Ahora vuelve a aparecer entre nosotros precisamente a la hora de replantear el problema de la distribución de competencias en el Estado constitucional. Reconozcamos que es un poco infantil. Como, desde la Revolución Francesa, el concepto de nación lleva consigo la fascinación de la soberanía, es decir, de la competencia jurídica máxima, es sencillo autoproclamarse nación para exhibir un título a mayores competencias. Nación, nacionalidad histórica o realidad nacional. Lo que sea con tal de alardear de un supuesto derecho a más. Lo que sucede es que esto es poner la carreta delante de los bueyes. No se prueba con ello que hayan de ejercerse mayores competencias aquí o allá; simplemente, se presupone. Y con una argumentación cuyas premisas fundamentales están viciadas en origen. Se nos hurta así una vez más una discusión madura sobre la racionalización del ejercicio del poder en un Estado complejo, y se hace además mediante una exaltación mitómana y vacía de la psicología de los ciudadanos, empujándolos unos contra otros en el despeñadero de las identidades colectivas, españolistas, catalanistas y, ahora, inopinadamente, andalucistas. Y no acabará aquí. Seguro que, dado el éxito del invento, vendrán después algunas otras "realidades nacionales" más.

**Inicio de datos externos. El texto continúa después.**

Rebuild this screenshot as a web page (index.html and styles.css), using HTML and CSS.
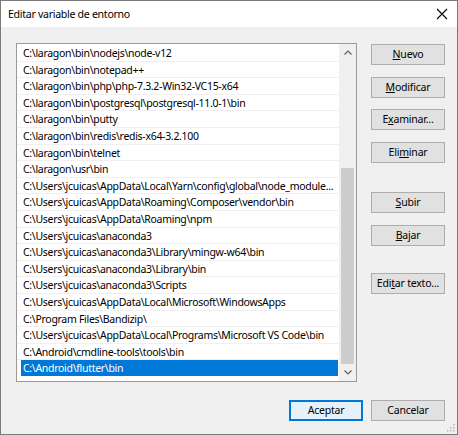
FILE: index.html
```html
<!DOCTYPE html>
<html lang="es">
<head>
<meta charset="utf-8">
<title>Editar variable de entorno</title>
<link rel="stylesheet" href="styles.css">
</head>
<body>
<div class="window">
  <div class="titlebar">
    <span class="title">Editar variable de entorno</span>
    <svg class="close" width="12" height="12" viewBox="0 0 12 12"><path d="M1 1 L11 11 M11 1 L1 11" stroke="#000" stroke-width="1.1" fill="none"/></svg>
  </div>
  <div class="body">
    <div class="main">
      <div class="listbox">
        <div class="rows">
          <div class="row"><span class="cell">C:\laragon\bin\nodejs\node-v12</span></div>
          <div class="row"><span class="cell">C:\laragon\bin\notepad++</span></div>
          <div class="row"><span class="cell">C:\laragon\bin\php\php-7.3.2-Win32-VC15-x64</span></div>
          <div class="row"><span class="cell">C:\laragon\bin\postgresql\postgresql-11.0-1\bin</span></div>
          <div class="row"><span class="cell">C:\laragon\bin\putty</span></div>
          <div class="row"><span class="cell">C:\laragon\bin\redis\redis-x64-3.2.100</span></div>
          <div class="row"><span class="cell">C:\laragon\bin\telnet</span></div>
          <div class="row"><span class="cell">C:\laragon\usr\bin</span></div>
          <div class="row"><span class="cell">C:\Users\jcuicas\AppData\Local\Yarn\config\global\node_module...</span></div>
          <div class="row"><span class="cell">C:\Users\jcuicas\AppData\Roaming\Composer\vendor\bin</span></div>
          <div class="row"><span class="cell">C:\Users\jcuicas\AppData\Roaming\npm</span></div>
          <div class="row"><span class="cell">C:\Users\jcuicas\anaconda3</span></div>
          <div class="row"><span class="cell">C:\Users\jcuicas\anaconda3\Library\mingw-w64\bin</span></div>
          <div class="row"><span class="cell">C:\Users\jcuicas\anaconda3\Library\bin</span></div>
          <div class="row"><span class="cell">C:\Users\jcuicas\anaconda3\Scripts</span></div>
          <div class="row"><span class="cell">C:\Users\jcuicas\AppData\Local\Microsoft\WindowsApps</span></div>
          <div class="row"><span class="cell">C:\Program Files\Bandizip\</span></div>
          <div class="row"><span class="cell">C:\Users\jcuicas\AppData\Local\Programs\Microsoft VS Code\bin</span></div>
          <div class="row"><span class="cell">C:\Android\cmdline-tools\tools\bin</span></div>
          <div class="row selected"><span class="cell">C:\Android\flutter\bin</span></div>
        </div>
        <div class="scrollbar">
          <div class="arrow">
            <svg width="8" height="5" viewBox="0 0 8 5"><path d="M0.5 4.5 L4 1 L7.5 4.5" stroke="#606060" stroke-width="1.2" fill="none"/></svg>
          </div>
          <div class="track"><div class="thumb"></div></div>
          <div class="arrow">
            <svg width="8" height="5" viewBox="0 0 8 5"><path d="M0.5 0.5 L4 4 L7.5 0.5" stroke="#606060" stroke-width="1.2" fill="none"/></svg>
          </div>
        </div>
      </div>
      <div class="side">
        <div class="group">
          <button class="btn"><u>N</u>uevo</button>
          <button class="btn"><u>M</u>odificar</button>
          <button class="btn">E<u>x</u>aminar...</button>
          <button class="btn">Eli<u>m</u>inar</button>
        </div>
        <div class="group move">
          <button class="btn"><u>S</u>ubir</button>
          <button class="btn"><u>B</u>ajar</button>
        </div>
        <div class="group edit">
          <button class="btn">Edi<u>t</u>ar texto...</button>
        </div>
      </div>
    </div>
    <div class="footer">
      <button class="btn default">Aceptar</button>
      <button class="btn">Cancelar</button>
    </div>
    <svg class="grip" width="8" height="8" viewBox="0 0 8 8">
      <rect x="6" y="0" width="1.5" height="1.5" fill="#b8b8b8"/>
      <rect x="3" y="3" width="1.5" height="1.5" fill="#b8b8b8"/>
      <rect x="6" y="3" width="1.5" height="1.5" fill="#b8b8b8"/>
      <rect x="0" y="6" width="1.5" height="1.5" fill="#b8b8b8"/>
      <rect x="3" y="6" width="1.5" height="1.5" fill="#b8b8b8"/>
      <rect x="6" y="6" width="1.5" height="1.5" fill="#b8b8b8"/>
    </svg>
  </div>
</div>
</body>
</html>
```

FILE: styles.css
```css
* { box-sizing: border-box; }
html, body { margin: 0; padding: 0; background: #f0f0f0; }
body {
  font-family: "Noto Sans", "Open Sans", "DejaVu Sans", sans-serif;
  font-size: 10.5px;
  letter-spacing: -0.3px;
  color: #000;
}
.window {
  width: 458px;
  height: 435px;
  border: 1px solid #7a7a7a;
  background: #f0f0f0;
  display: flex;
  flex-direction: column;
}
.titlebar {
  height: 26px;
  background: #fff;
  display: flex;
  align-items: center;
  justify-content: space-between;
  padding: 0 9px 0 7px;
  flex: none;
}
.title { font-size: 10.6px; letter-spacing: -0.3px; }
.close { display: block; }
.body {
  flex: 1;
  position: relative;
  padding: 16px 12px 0 15px;
  display: flex;
  flex-direction: column;
}
.main { display: flex; gap: 14px; }
.listbox {
  width: 341px;
  height: 339px;
  border: 1px solid #9a9a9a;
  background: #fff;
  display: flex;
}
.rows {
  flex: 1;
  padding-top: 1px;
  overflow: hidden;
}
.row {
  height: 16.6px;
  border-bottom: 1px solid #f0f0f0;
  padding-left: 4px;
  padding-right: 1px;
  display: flex;
}
.cell {
  flex: 1;
  padding-left: 2px;
  line-height: 16px;
  white-space: nowrap;
  overflow: hidden;
}
.row.selected { border-bottom-color: transparent; }
.row.selected .cell { background: #0078d7; color: #fff; }
.scrollbar {
  width: 17px;
  background: #f0f0f0;
  display: flex;
  flex-direction: column;
}
.arrow {
  height: 17px;
  display: flex;
  align-items: center;
  justify-content: center;
  flex: none;
}
.track { flex: 1; display: flex; flex-direction: column; justify-content: flex-end; padding: 0 2px; }
.thumb { height: 196px; background: #cdcdcd; }
.side {
  width: 74px;
  padding-top: 1px;
  display: flex;
  flex-direction: column;
}
.group { display: flex; flex-direction: column; gap: 11.7px; }
.group.move { margin-top: 29px; }
.group.edit { margin-top: 27px; }
.btn {
  width: 74px;
  height: 21px;
  border: 1px solid #adadad;
  background: #e1e1e1;
  font-family: inherit;
  font-size: 10.5px;
  letter-spacing: -0.2px;
  color: #000;
  padding: 0;
  line-height: 19px;
  text-align: center;
}
.btn u { text-decoration-thickness: 1px; text-underline-offset: 1px; }
.btn.default {
  border: 1px solid #0078d7;
  box-shadow: inset 0 0 0 1px #0078d7;
  background: #e5f1fb;
}
.footer {
  display: flex;
  justify-content: flex-end;
  gap: 8px;
  margin-top: 18px;
  padding-right: 0;
}
.grip { position: absolute; right: 2px; bottom: 2px; }
```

Tenemos por ello el deber de rehusar entrar en ese juego trucado. Urge que tomemos en serio lo que nos dejó dicho un andaluz por los cuatro costados, Francisco Murillo Ferrol, en su melancólica reflexión sobre este renacer insensato del particularismo nacionalista: "Sólo nos cabe tratar de desmitificar en lo posible esa fuente inagotable de fanatismo".

Francisco J. Laporta es catedrático de Filosofía del Derecho de la Universidad Autónoma de Madrid.